Extinct species of gastropod

Leucosyrinx iwaensis is an extinct species of sea snail, a marine gastropod mollusk in the family Pseudomelatomidae, the turrids and allies.

==Description==
The length of the shell attains 25 mm, its diameter 8.3 mm.

(Original description) The shell is of medium size moderately slender. The spire is fusiform. The whorls are subangulate. The protoconch consists of 1½ smooth whorls, the first full turn slightly tilted and moderately small. The aperture is about half as long as shell, moderately narrow. The outer lip is thin and rounded, recurving sharply to the anal sinus. The columella is of moderate length and straight. The anal sinus is moderately broad and deep, adjacent to the suture and showing only a slight amount of recurving from the apex of the sinus to the suture. The sculpture consists of inclined axials, about eight visible from an angle on the young whorls but becoming obsolete on the body whorl. Medium textured raised spiral lines below the periphery, extending with about equal strength to the tip of the columella. The subsutural slope is sculptured with similar lines which are weaker immediately above the periphery, but stronger near the suture.

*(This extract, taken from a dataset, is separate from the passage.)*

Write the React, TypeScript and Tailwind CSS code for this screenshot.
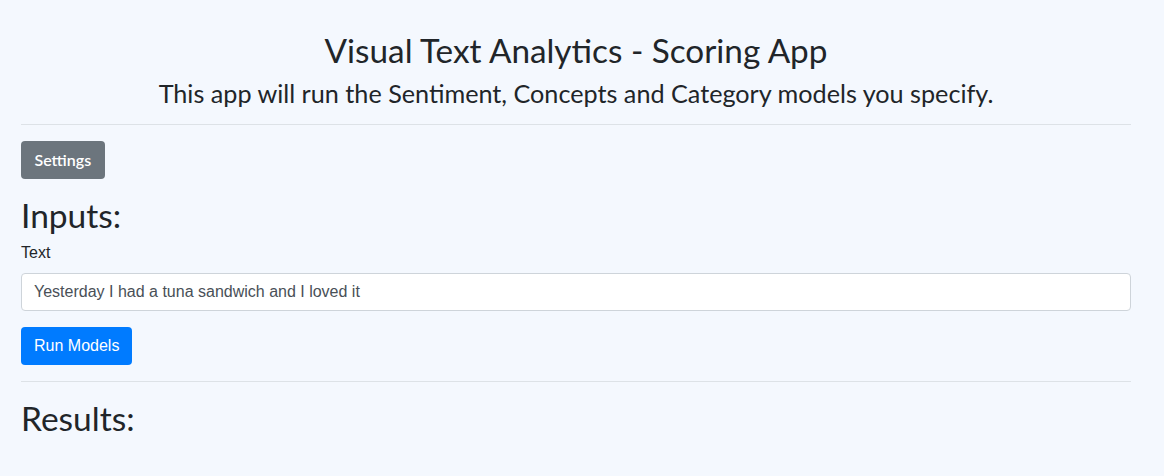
export default function App() {
  return (
    <div className="min-h-[476px] w-full bg-[#f4f8fe] text-[#212529] font-['Liberation_Sans',Arial,sans-serif]">
      <div className="ml-[21px] w-[1110px] pt-[31px]">
        <div className="text-center font-['Lato','Noto_Sans',sans-serif]">
          <h2 className="text-[33.3px] leading-[1.2] font-normal">Visual Text Analytics - Scoring App</h2>
          <h4 className="mt-[7px] text-[25.2px] leading-[1.2] font-normal">
            This app will run the Sentiment, Concepts and Category models you specify.
          </h4>
        </div>
        <hr className="mt-[16px] border-t border-[#dde2e7]" />
        <button className="mt-[16px] h-[38px] px-[13.5px] rounded-[4px] bg-[#6c757d] text-white text-[16px] font-semibold font-['Lato','Noto_Sans',sans-serif]">
          Settings
        </button>
        <h2 className="mt-[16px] text-[33.5px] leading-[1.2] font-['Lato','Noto_Sans',sans-serif]">Inputs:</h2>
        <label className="mt-[6px] block text-[16px] leading-[24px]">Text</label>
        <input
          className="mt-[8px] block w-full h-[38px] px-[12px] rounded-[4px] border border-[#ced4da] bg-white text-[16px] text-[#495057] outline-none"
          defaultValue="Yesterday I had a tuna sandwich and I loved it"
        />
        <button className="mt-[16px] h-[38px] px-[13px] rounded-[4px] bg-[#007bff] text-white text-[16px]">
          Run Models
        </button>
        <hr className="mt-[16px] border-t border-[#dde2e7]" />
        <h2 className="mt-[16px] text-[33.5px] leading-[1.2] font-['Lato','Noto_Sans',sans-serif]">Results:</h2>
      </div>
    </div>
  );
}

There seems to be no relative of this species described from the western Pacific region. It differs from the type of Leucosyrinx in being slenderer and having more regular spiral markings, those of L. verrilli being discontinuous near the periphery. The axial nodes of L. verrilli are shorter and somewhat stronger.

==Distribution==
Fossils of this marine species were found in Miocene strata of Okinawa, Japan.